Renata Tolentino disse...

Oi Carol! Eu já estava sentindo falta de ler os seus textos aqui no blog! Os do Raoni são ótimos, mas os seus também, e você andava muito sumida! hehehehe Lindo, lindo, lindo... Você tem um dom, menina! Beijos!

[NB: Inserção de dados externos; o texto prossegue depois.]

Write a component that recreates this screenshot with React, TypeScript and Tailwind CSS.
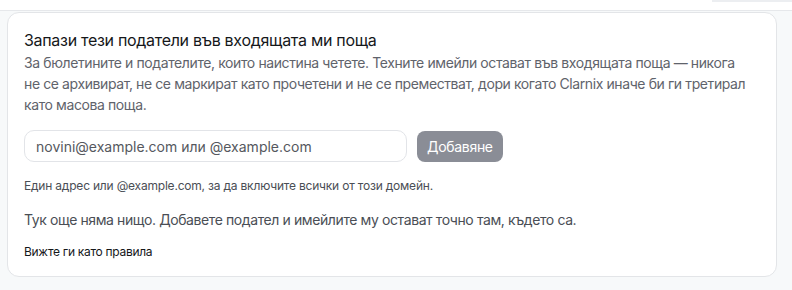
export default function App() {
  return (
    <div
      className="w-[792px] h-[290px] bg-[#f7f9fa] overflow-hidden"
      style={{ fontFamily: 'Inter, "Noto Sans", sans-serif' }}
    >
      {/* strip from the section above */}
      <div className="h-[11px] bg-white border-b border-[#e6e8eb] relative">
        <div className="absolute right-0 top-0 w-[80px] h-[2px] bg-[#eceef1]" />
      </div>

      <div className="pl-[7px] pr-[15px] pt-[1px]">
        <div className="bg-white border border-[#e3e5e8] rounded-[12px] px-[16px] pt-[16px] pb-[16px]">
          <h2 className="text-[16px] leading-[22px] text-[#15171a] tracking-[-0.3px]">
            Запази тези податели във входящата ми поща
          </h2>
          <p className="mt-[1px] text-[14px] leading-[21px] text-[#5f636b] tracking-[-0.4px]">
            За бюлетините и подателите, които наистина четете. Техните имейли остават във входящата поща — никога
            <br />
            не се архивират, не се маркират като прочетени и не се преместват, дори когато Clarnix иначе би ги третирал
            <br />
            като масова поща.
          </p>

          <div className="flex items-center gap-[10px] mt-[15px]">
            <input
              className="w-[383px] h-[32px] rounded-[10px] border border-[#e2e4e8] px-[11px] text-[14px] text-[#15171a] placeholder:text-[#55585e] outline-none"
              placeholder="novini@example.com или @example.com"
            />
            <button className="h-[31px] px-[10px] rounded-[8px] bg-[#8a8d96] text-white text-[14px] tracking-[-0.3px]">
              Добавяне
            </button>
          </div>

          <p className="mt-[16px] text-[12px] leading-[16px] text-[#4a4e55] tracking-[-0.2px]">
            Един адрес или @example.com, за да включите всички от този домейн.
          </p>

          <p className="mt-[16px] text-[14px] leading-[20px] text-[#4a4e55] tracking-[-0.4px]">
            Тук още няма нищо. Добавете подател и имейлите му остават точно там, където са.
          </p>

          <button className="block mt-[14px] text-[12px] leading-[16px] text-[#15171a] tracking-[-0.3px]">
            Вижте ги като правила
          </button>
        </div>
      </div>
    </div>
  )
}
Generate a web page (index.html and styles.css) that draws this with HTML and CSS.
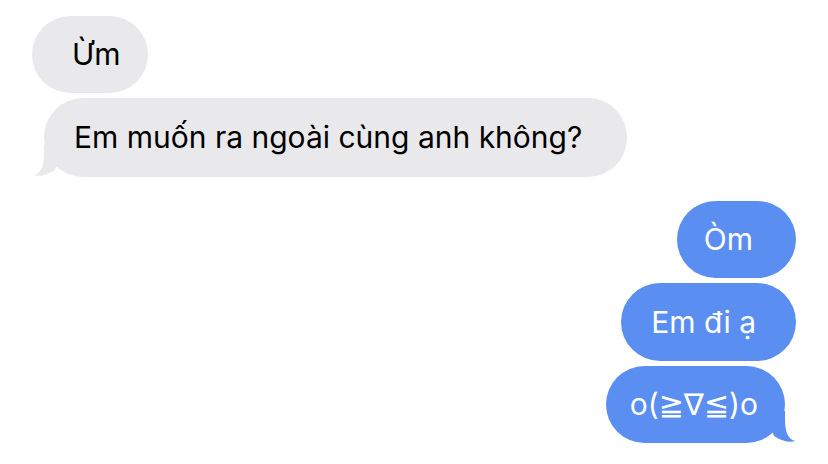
FILE: index.html
```html
<!DOCTYPE html>
<html lang="vi">
<head>
<meta charset="utf-8">
<title>Tin nhắn</title>
<link rel="stylesheet" href="styles.css">
</head>
<body>
<main class="thread">
  <section class="group group-them">
    <div class="bubble them b-um">Ừm</div>
    <div class="bubble them tail b-ask">Em muốn ra ngoài cùng anh không?
      <svg class="tail-svg tail-left" viewBox="-20 -32 32 36" aria-hidden="true"><path d="M-20 -32 L0 -32 L0 -24 Q0 -3 11 -2 Q1 1 -11 -7 Z"/></svg>
    </div>
  </section>
  <section class="group group-me">
    <div class="bubble me b-om">Òm</div>
    <div class="bubble me b-di">Em đi ạ</div>
    <div class="bubble me tail b-face">o(≧∇≦)o
      <svg class="tail-svg tail-right" viewBox="-20 -32 32 36" aria-hidden="true"><path d="M-20 -32 L0 -32 L0 -24 Q0 -3 11 -2 Q1 1 -11 -7 Z"/></svg>
    </div>
  </section>
</main>
</body>
</html>
```

FILE: styles.css
```css
html, body {
  margin: 0;
  padding: 0;
  background: #ffffff;
}

body {
  width: 828px;
  height: 464px;
  overflow: hidden;
  font-family: Inter, "Noto Sans", "DejaVu Sans", sans-serif;
  font-size: 30px;
}

.thread {
  display: flex;
  flex-direction: column;
  padding-top: 16px;
  gap: 24px;
}

.group {
  display: flex;
  flex-direction: column;
  gap: 5px;
}

.group-them {
  align-items: flex-start;
}

.group-me {
  align-items: flex-end;
}

.bubble {
  position: relative;
  height: 77px;
  line-height: 77px;
  border-radius: 39px;
  white-space: nowrap;
  box-sizing: border-box;
}

.them {
  background: #e9e9eb;
  color: #000000;
}

.me {
  background: #5a8ef0;
  color: #ffffff;
}

.b-um {
  margin-left: 32px;
  padding: 0 27px 0 40px;
}

.b-ask {
  margin-left: 44px;
  height: 79px;
  line-height: 79px;
  padding: 0 45px 0 30px;
}

.b-om {
  margin-right: 32px;
  padding: 0 43px 0 27px;
}

.b-di {
  margin-right: 32px;
  height: 78px;
  line-height: 78px;
  padding: 0 40px 0 30px;
}

.b-face {
  margin-right: 43px;
  padding: 0 27px 0 24px;
}

.tail-svg {
  position: absolute;
  bottom: -4px;
  width: 32px;
  height: 36px;
  overflow: visible;
}

.them .tail-svg path {
  fill: #e9e9eb;
}

.me .tail-svg path {
  fill: #5a8ef0;
}

.tail-right {
  right: -12px;
}

.tail-left {
  left: -12px;
  transform: scaleX(-1);
}
```
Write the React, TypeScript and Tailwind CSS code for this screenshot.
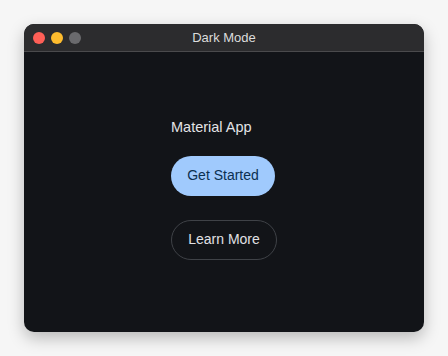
import React from 'react';

const App: React.FC = () => {
  return (
    <div className="w-[448px] h-[356px] bg-[#f6f6f6] pt-6 px-6 font-['Liberation_Sans',Arial,sans-serif]">
      <div className="w-[400px] h-[308px] rounded-[10px] overflow-hidden bg-[#121418] shadow-[0_6px_16px_rgba(0,0,0,0.25)] flex flex-col">
        {/* title bar */}
        <div className="relative h-[28px] bg-[#2c2c2e] border-b border-[#4a4a4c] flex items-center justify-center shrink-0">
          <div className="absolute left-[9px] top-[8px] flex gap-[6px]">
            <span className="w-3 h-3 rounded-full bg-[#fe5f57]" />
            <span className="w-3 h-3 rounded-full bg-[#febc2e]" />
            <span className="w-3 h-3 rounded-full bg-[#6a6a6d]" />
          </div>
          <span className="text-[13px] text-[#dcdcdc]">Dark Mode</span>
        </div>

        {/* content */}
        <div className="flex-1 flex items-center justify-center pb-[6px]">
          <div className="flex flex-col items-start">
            <p className="text-[14.5px] leading-4 text-[#e3e3e6] mb-[21px]">Material App</p>
            <button className="h-10 w-[104px] rounded-full bg-[#a0cafd] text-[14px] text-[#0b3050] mb-6">
              Get Started
            </button>
            <button className="h-10 w-[106px] rounded-full border border-[#3f4247] text-[14px] text-[#e0e0e4]">
              Learn More
            </button>
          </div>
        </div>
      </div>
    </div>
  );
};

export default App;
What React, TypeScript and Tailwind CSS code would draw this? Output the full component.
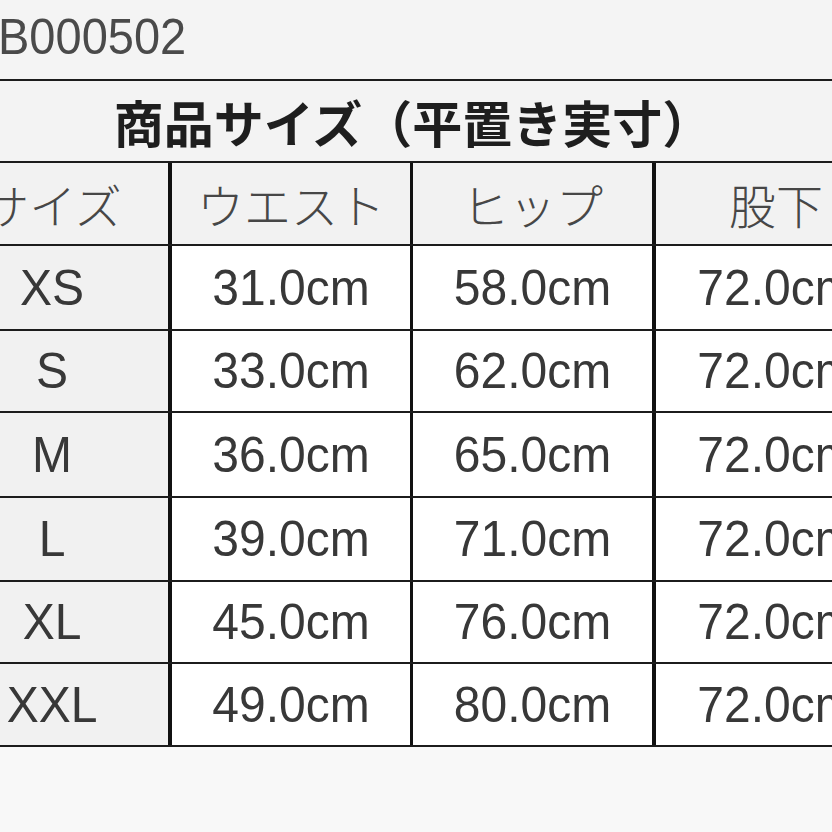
import React from "react";

type Row = {
  size: string;
  waist: string;
  hip: string;
  inseam: string;
  h: string;
};

const rows: Row[] = [
  { size: "XS", waist: "31.0cm", hip: "58.0cm", inseam: "72.0cm", h: "h-[85px]" },
  { size: "S", waist: "33.0cm", hip: "62.0cm", inseam: "72.0cm", h: "h-[82px]" },
  { size: "M", waist: "36.0cm", hip: "65.0cm", inseam: "72.0cm", h: "h-[85px]" },
  { size: "L", waist: "39.0cm", hip: "71.0cm", inseam: "72.0cm", h: "h-[84px]" },
  { size: "XL", waist: "45.0cm", hip: "76.0cm", inseam: "72.0cm", h: "h-[82px]" },
  { size: "XXL", waist: "49.0cm", hip: "80.0cm", inseam: "72.0cm", h: "h-[83px]" },
];

const jp = "font-['Noto_Sans_CJK_JP',sans-serif]";
const latin = "font-['Liberation_Sans','Noto_Sans_CJK_JP',sans-serif]";

const Num = ({ children }: { children: React.ReactNode }) => (
  <span className={`inline-block scale-y-[1.06] text-[48px] leading-none text-[#383838] ${latin}`}>
    {children}
  </span>
);

const Head = ({ children }: { children: React.ReactNode }) => (
  <span className={`text-[47px] leading-none font-light text-[#474747] ${jp}`}>{children}</span>
);

export default function App() {
  return (
    <div className="w-[832px] h-[832px] overflow-hidden bg-[#f4f4f4]">
      <div className="h-[79px] pt-[13px]">
        <span className={`inline-block scale-y-[1.08] text-[47px] leading-none text-[#4a4a4a] ml-[-2px] ${latin}`}>
          B000502
        </span>
      </div>

      <div className="ml-[-64px] w-[960px] border-t-2 border-[#1c1c1c]">
        <div className="h-[82px] border-b-2 border-[#1c1c1c] bg-[#f3f3f3] flex items-center justify-center pr-[6px]">
          <span className={`text-[50px] leading-none font-bold text-[#1e1e1e] ${jp}`}>
            商品サイズ（平置き実寸）
          </span>
        </div>

        <div className="grid grid-cols-[236px_241px_243px_240px] h-[83px] border-b-2 border-[#1c1c1c] bg-[#f2f2f2]">
          <div className="border-r-4 border-[#111] flex items-center justify-center">
            <Head>サイズ</Head>
          </div>
          <div className="border-r-[3px] border-[#111] flex items-center justify-center">
            <Head>ウエスト</Head>
          </div>
          <div className="border-r-4 border-[#111] flex items-center justify-center">
            <Head>ヒップ</Head>
          </div>
          <div className="flex items-center justify-center">
            <Head>股下</Head>
          </div>
        </div>

        {rows.map((row, index) => (
          <div
            key={index + 1}
            className={`grid grid-cols-[236px_241px_243px_240px] ${row.h} border-b-2 border-[#1c1c1c]`}
          >
            <div className="bg-[#f1f1f1] border-r-4 border-[#111] flex items-center justify-center">
              <Num>{row.size}</Num>
            </div>
            <div className="bg-white border-r-[3px] border-[#111] flex items-center justify-center">
              <Num>{row.waist}</Num>
            </div>
            <div className="bg-white border-r-4 border-[#111] flex items-center justify-center">
              <Num>{row.hip}</Num>
            </div>
            <div className="bg-white flex items-center justify-center">
              <Num>{row.inseam}</Num>
            </div>
          </div>
        ))}
      </div>

      <div className="h-[90px] bg-[#f8f8f8]" />
    </div>
  );
}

Carolina Zuppo Abed disse...

Oi Rê! Que saudade! Muito bom ver você por aqui!
Obrigada, querida. É sempre muito bom ver resultados para o nosso trabalho.
Andava sumida mesmo, fazia muito tempo que eu não escrevia... Espero que isso não volte a acontecer!
Um beijo enorme!

Anônimo disse...

Talentosa como sempre! Raoni

Júlia disse...

Oiii Carolzinha!
Que linda, não sabia que tinha um blog!
Escuta, amanhã eu não vou por causa do francês mesmo! Quando for de sábado a gente combina, senão eu não acordo hehehehe
Beijossss

Ju

http://juruzando.blogspot.com/

Mary Jane disse...

é como se eu conhecesse vc e sua historia..é como se eu estivesse presente! lindo! parabens!

Nayara disse...

Nossa, parabéns, chorei!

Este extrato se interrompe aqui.